An interview with MDC founder Dave Dictor



Members of MDC with part of the famous line from their song “Born to Die” (“No war, no KKK, no fascist USA”)

The Reagan era, to me, was defined by hardcore punk, and vice versa. As a kid in the ‘80s, it seemed to me that the only reasonable response to the harsh realities of Reagan’s United States was to be a hardcore kid, and there were few bands as hardcore as MDC.

MDC, who play The Vanguard on October 9, were early exponents of extreme punk—exemplars of lightning quick tempos and harsh, distorted guitar noise and strident, shouted vocals decrying police brutality and racism. They advocated for human rights when it wasn’t in vogue.

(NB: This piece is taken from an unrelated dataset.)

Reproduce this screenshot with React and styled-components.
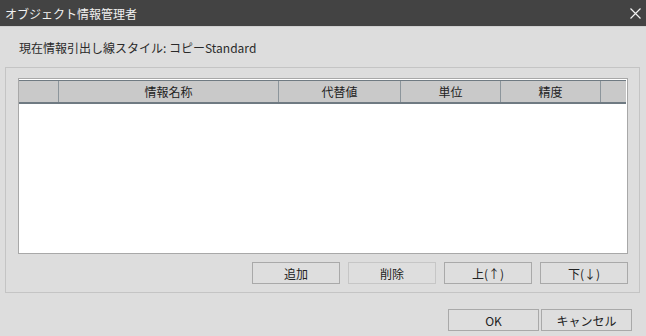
import React from "react";
import styled, { createGlobalStyle } from "styled-components";

const GlobalStyle = createGlobalStyle`
    html, body {
        margin: 0;
        padding: 0;
        background: #dddddd;
    }
    body {
        font-family: "Noto Sans CJK JP", "Liberation Sans", sans-serif;
        font-size: 12px;
        color: #222222;
    }
`;

const Dialog = styled.div`
    width: 646px;
    height: 336px;
    display: flex;
    flex-direction: column;
    background: #dddddd;
    overflow: hidden;
`;

const TitleBar = styled.div`
    height: 26px;
    flex: none;
    display: flex;
    align-items: center;
    justify-content: space-between;
    padding: 0 5px 0 5px;
    background: #434343;
    color: #f0f0f0;
    border-bottom: 1px solid #cfcfcf;
    font-size: 12px;
`;

const CloseIcon = styled.svg`
    width: 11px;
    height: 11px;
    margin-right: 0px;
`;

const StyleLabel = styled.div`
    height: 40px;
    display: flex;
    align-items: center;
    padding-left: 19px;
    font-size: 12px;
    color: #2a2a2a;
`;

const GroupBox = styled.div`
    margin-left: 5px;
    width: 635px;
    height: 226px;
    box-sizing: border-box;
    border: 1px solid #c4c4c4;
    padding: 10px 11px 8px 12px;
    display: flex;
    flex-direction: column;
    gap: 8px;
`;

const Table = styled.div`
    height: 176px;
    box-sizing: border-box;
    border: 1px solid #a8a8a8;
    background: #ffffff;
    padding: 1px 1px 0 0;
`;

const HeaderRow = styled.div`
    display: grid;
    grid-template-columns: 40px 220px 122px 100px 100px 1fr;
    height: 24px;
    box-sizing: border-box;
    background: #c9c9c9;
    border-top: 1px solid #6f7a82;
    border-bottom: 2px solid #6f7a82;
`;

const HeaderCell = styled.div`
    display: flex;
    align-items: center;
    justify-content: center;
    border-right: ${(p) => (p.$last ? "none" : "1px solid #8c959b")};
    font-size: 12px;
    color: #222222;
`;

const ButtonRow = styled.div`
    display: flex;
    justify-content: flex-end;
    gap: 8px;
`;

const Button = styled.button`
    width: ${(p) => p.$w || 88}px;
    height: 22px;
    box-sizing: border-box;
    border: 1px solid #a9a9a9;
    background: #dedede;
    font-family: inherit;
    font-size: 12px;
    color: #222222;
    padding: 0;
    display: flex;
    align-items: center;
    justify-content: center;
    ${(p) => p.$faded && "border-color: #c6c6c6;"}
`;

const Footer = styled.div`
    display: flex;
    justify-content: flex-end;
    gap: 2px;
    padding: 16px 14px 0 0;
`;

function App() {
    const columns = ["", "情報名称", "代替値", "単位", "精度", ""];

    return (
        <>
            <GlobalStyle />
            <Dialog>
                <TitleBar>
                    <span>オブジェクト情報管理者</span>
                    <CloseIcon viewBox="0 0 11 11">
                        <path d="M0.5 0.5 L10.5 10.5 M10.5 0.5 L0.5 10.5" stroke="#f2f2f2" strokeWidth="1.2" />
                    </CloseIcon>
                </TitleBar>

                <StyleLabel>現在情報引出し線スタイル: コピーStandard</StyleLabel>

                <GroupBox>
                    <Table>
                        <HeaderRow>
                            {columns.map((c, i) => (
                                <HeaderCell key={i} $last={i === columns.length - 1}>
                                    {c}
                                </HeaderCell>
                            ))}
                        </HeaderRow>
                    </Table>

                    <ButtonRow>
                        <Button>追加</Button>
                        <Button $faded>削除</Button>
                        <Button>上(↑)</Button>
                        <Button>下(↓)</Button>
                    </ButtonRow>
                </GroupBox>

                <Footer>
                    <Button $w={91}>OK</Button>
                    <Button $w={91}>キャンセル</Button>
                </Footer>
            </Dialog>
        </>
    );
}

export default App;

For years, people have declared that punk is dead and no longer relevant. But it never really went away. Today, MDC’s music seems prescient and relevant—all over again.


Dan Riffe: It’s like the Trump era is a weird echo or replay of the Reagan era.

Dave Dictor: Yeah, it really is. It’s back to the future one more time with all the crazy bullyboys— down to what’s going on with the NFL. It’s just incredible to see the president act like that and of course that’s a smoke screen—it’s them trying to steal health care from regular people and all the other things they’re trying to get away with.

As far as making music in the early ‘80s, I was someone who grew up a decade ahead of you. I lived through the ‘60s and I got to see the whole spectrum from John F. Kennedy being assassinated, Martin Luther King and Bob Kennedy, the Vietnam War and all the double talking. And Richard Nixon … they recorded all these lies and he has to resign, and then finally Jimmy Carter came, and then four years of Jimmy Carter and they got rid of him. And then it was Reagan in 1980 and it was incredible to live through it. They put a hold on all the rights between eight years of Reagan and four years of Bush. They got to stack the Supreme Court. They still have a stacked Supreme Court. We’re living through it and there’s things that coincide with the ‘80s and some would say even the ‘50s. Hopefully we’re a little farther down the road as far as the right side of history.

Riffe: You grew up on Long Island. Were you aware of the Austin music scene before you moved down there to go to school?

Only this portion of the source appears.